WHAT IS BEING ASKED —
Write out the material exactly, leaving every picture behind.

INPUT DATA —
• • •
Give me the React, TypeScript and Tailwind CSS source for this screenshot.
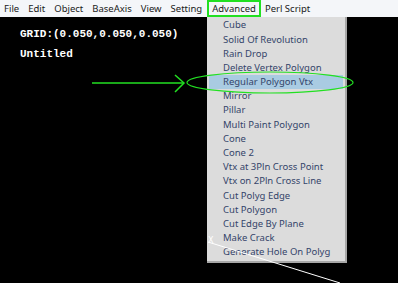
const menus = ["File", "Edit", "Object", "BaseAxis", "View", "Setting"];

const items = [
  "Cube",
  "Solid Of Revolution",
  "Rain Drop",
  "Delete Vertex Polygon",
  "Regular Polygon Vtx",
  "Mirror",
  "Pillar",
  "Multi Paint Polygon",
  "Cone",
  "Cone 2",
  "Vtx at 3Pln Cross Point",
  "Vtx on 2Pln Cross Line",
  "Cut Polyg Edge",
  "Cut Polygon",
  "Cut Edge By Plane",
  "Make Crack",
  "Generate Hole On Polyg",
];

export default function App() {
  return (
    <div className="relative h-[283px] w-[398px] overflow-hidden bg-black font-['Noto_Sans',sans-serif]">
      {/* menu bar */}
      <div className="flex h-[17px] items-center bg-[#f4f6f9] text-[9.5px] text-[#1a1a1a]">
        <div className="flex gap-[9px] pl-[4px] pr-[5px]">
          {menus.map((m) => (
            <span key={m} className="leading-[17px]">
              {m}
            </span>
          ))}
        </div>
        <span className="box-border h-[17px] border-2 border-[#22e022] px-[3px] leading-[13px]">
          Advanced
        </span>
        <span className="px-[4px] leading-[17px]">Perl Script</span>
      </div>

      {/* viewport text */}
      <div className="px-[20px] pt-[7px] font-['Liberation_Mono',monospace] text-[11px] font-bold leading-[20px] text-white">
        <div>GRID:(0.050,0.050,0.050)</div>
        <div>Untitled</div>
      </div>

      {/* dropdown */}
      <div className="absolute left-[207px] top-[17px] w-[140px] border-r-2 border-b-2 border-[#a7a7a7] bg-[#dcdcdc] pt-[1px] pb-[2px] text-[9.5px] text-[#34446a]">
        {items.map((it) => (
          <div
            key={it}
            className={
              it === "Regular Polygon Vtx"
                ? "mx-[2px] flex h-[14.2px] items-center bg-[#a9cbe2] pl-[14px] leading-none"
                : "flex h-[14.2px] items-center pl-[16px] leading-none"
            }
          >
            {it}
          </div>
        ))}
      </div>

      {/* annotations */}
      <svg className="pointer-events-none absolute left-0 top-0" width="398" height="283">
        <line x1="92" y1="83" x2="184" y2="83" stroke="#22e022" strokeWidth="1.5" />
        <polyline points="175,75 184,83 175,92" fill="none" stroke="#22e022" strokeWidth="1.5" />
        <ellipse cx="270" cy="82.5" rx="83" ry="10.5" fill="none" stroke="#22e022" strokeWidth="1.2" />
        <line x1="208" y1="242" x2="340" y2="283" stroke="#ffffff" strokeWidth="1" />
        <text x="208" y="243" fill="#ffffff" fontSize="8" fontFamily="DejaVu Sans">X</text>
      </svg>
    </div>
  );
}
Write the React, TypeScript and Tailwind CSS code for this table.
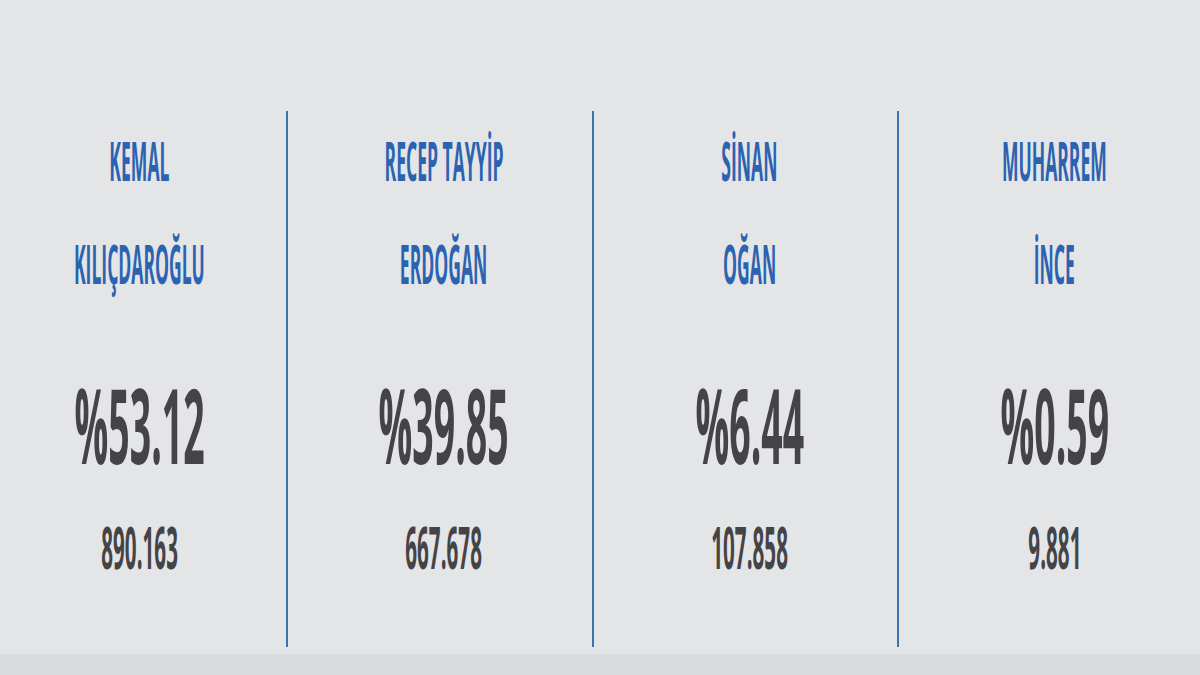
const candidates = [
  { first: "KEMAL", last: "KILIÇDAROĞLU", pct: "%53.12", votes: "890.163" },
  { first: "RECEP TAYYİP", last: "ERDOĞAN", pct: "%39.85", votes: "667.678" },
  { first: "SİNAN", last: "OĞAN", pct: "%6.44", votes: "107.858" },
  { first: "MUHARREM", last: "İNCE", pct: "%0.59", votes: "9.881" },
]

const colPad = ["pr-[7px] border-r-2", "pl-2 border-r-2", "pl-2 border-r-2", "pl-[10px]"]

export default function App() {
  return (
    <div className="w-[1200px] h-[675px] flex flex-col bg-[#e4e5e7] font-['Open_Sans',sans-serif] overflow-hidden">
      <div className="h-[654px] pt-[111px]">
        <div className="grid grid-cols-[288px_306px_305px_minmax(0,1fr)] h-[536px]">
          {candidates.map((c, i) => (
            <div key={i} className={`min-w-0 flex flex-col items-center border-[#3a74b3] ${colPad[i]}`}>
              <div className="-mt-0.5 flex flex-col items-center text-[54px] leading-[103px] font-bold text-[#2b63b1]">
                <div className="w-max scale-x-[0.325]">{c.first}</div>
                <div className="w-max scale-x-[0.325]">{c.last}</div>
              </div>
              <div className="mt-[57px] w-max text-[104px] leading-[104px] font-bold text-[#444447] scale-x-[0.36]">
                {c.pct}
              </div>
              <div className="mt-[41px] w-max text-[59px] leading-[59px] font-bold text-[#444447] scale-x-[0.35]">
                {c.votes}
              </div>
            </div>
          ))}
        </div>
      </div>
      <div className="h-[21px] bg-[#d9dcde]" />
    </div>
  )
}
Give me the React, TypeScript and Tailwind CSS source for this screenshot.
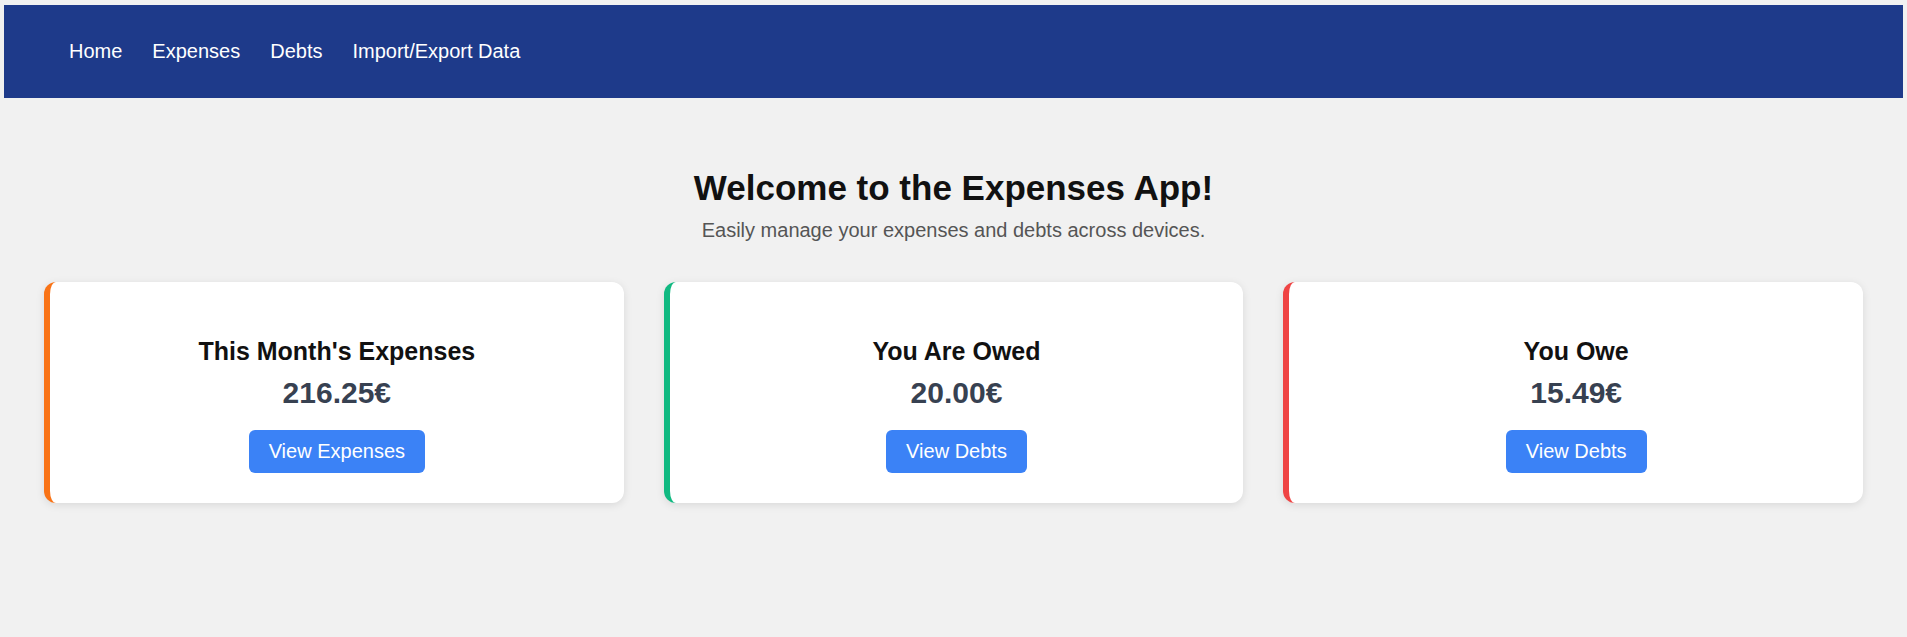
• • •
ANSWER TO THIS PROBLEM —
Give me the React, TypeScript and Tailwind CSS source for this screenshot.
const menus = ["File", "Edit", "Object", "BaseAxis", "View", "Setting"];

const items = [
  "Cube",
  "Solid Of Revolution",
  "Rain Drop",
  "Delete Vertex Polygon",
  "Regular Polygon Vtx",
  "Mirror",
  "Pillar",
  "Multi Paint Polygon",
  "Cone",
  "Cone 2",
  "Vtx at 3Pln Cross Point",
  "Vtx on 2Pln Cross Line",
  "Cut Polyg Edge",
  "Cut Polygon",
  "Cut Edge By Plane",
  "Make Crack",
  "Generate Hole On Polyg",
];

export default function App() {
  return (
    <div className="relative h-[283px] w-[398px] overflow-hidden bg-black font-['Noto_Sans',sans-serif]">
      {/* menu bar */}
      <div className="flex h-[17px] items-center bg-[#f4f6f9] text-[9.5px] text-[#1a1a1a]">
        <div className="flex gap-[9px] pl-[4px] pr-[5px]">
          {menus.map((m) => (
            <span key={m} className="leading-[17px]">
              {m}
            </span>
          ))}
        </div>
        <span className="box-border h-[17px] border-2 border-[#22e022] px-[3px] leading-[13px]">
          Advanced
        </span>
        <span className="px-[4px] leading-[17px]">Perl Script</span>
      </div>

      {/* viewport text */}
      <div className="px-[20px] pt-[7px] font-['Liberation_Mono',monospace] text-[11px] font-bold leading-[20px] text-white">
        <div>GRID:(0.050,0.050,0.050)</div>
        <div>Untitled</div>
      </div>

      {/* dropdown */}
      <div className="absolute left-[207px] top-[17px] w-[140px] border-r-2 border-b-2 border-[#a7a7a7] bg-[#dcdcdc] pt-[1px] pb-[2px] text-[9.5px] text-[#34446a]">
        {items.map((it) => (
          <div
            key={it}
            className={
              it === "Regular Polygon Vtx"
                ? "mx-[2px] flex h-[14.2px] items-center bg-[#a9cbe2] pl-[14px] leading-none"
                : "flex h-[14.2px] items-center pl-[16px] leading-none"
            }
          >
            {it}
          </div>
        ))}
      </div>

      {/* annotations */}
      <svg className="pointer-events-none absolute left-0 top-0" width="398" height="283">
        <line x1="92" y1="83" x2="184" y2="83" stroke="#22e022" strokeWidth="1.5" />
        <polyline points="175,75 184,83 175,92" fill="none" stroke="#22e022" strokeWidth="1.5" />
        <ellipse cx="270" cy="82.5" rx="83" ry="10.5" fill="none" stroke="#22e022" strokeWidth="1.2" />
        <line x1="208" y1="242" x2="340" y2="283" stroke="#ffffff" strokeWidth="1" />
        <text x="208" y="243" fill="#ffffff" fontSize="8" fontFamily="DejaVu Sans">X</text>
      </svg>
    </div>
  );
}
Write the React, TypeScript and Tailwind CSS code for this table.
const candidates = [
  { first: "KEMAL", last: "KILIÇDAROĞLU", pct: "%53.12", votes: "890.163" },
  { first: "RECEP TAYYİP", last: "ERDOĞAN", pct: "%39.85", votes: "667.678" },
  { first: "SİNAN", last: "OĞAN", pct: "%6.44", votes: "107.858" },
  { first: "MUHARREM", last: "İNCE", pct: "%0.59", votes: "9.881" },
]

const colPad = ["pr-[7px] border-r-2", "pl-2 border-r-2", "pl-2 border-r-2", "pl-[10px]"]

export default function App() {
  return (
    <div className="w-[1200px] h-[675px] flex flex-col bg-[#e4e5e7] font-['Open_Sans',sans-serif] overflow-hidden">
      <div className="h-[654px] pt-[111px]">
        <div className="grid grid-cols-[288px_306px_305px_minmax(0,1fr)] h-[536px]">
          {candidates.map((c, i) => (
            <div key={i} className={`min-w-0 flex flex-col items-center border-[#3a74b3] ${colPad[i]}`}>
              <div className="-mt-0.5 flex flex-col items-center text-[54px] leading-[103px] font-bold text-[#2b63b1]">
                <div className="w-max scale-x-[0.325]">{c.first}</div>
                <div className="w-max scale-x-[0.325]">{c.last}</div>
              </div>
              <div className="mt-[57px] w-max text-[104px] leading-[104px] font-bold text-[#444447] scale-x-[0.36]">
                {c.pct}
              </div>
              <div className="mt-[41px] w-max text-[59px] leading-[59px] font-bold text-[#444447] scale-x-[0.35]">
                {c.votes}
              </div>
            </div>
          ))}
        </div>
      </div>
      <div className="h-[21px] bg-[#d9dcde]" />
    </div>
  )
}
Give me the React, TypeScript and Tailwind CSS source for this screenshot.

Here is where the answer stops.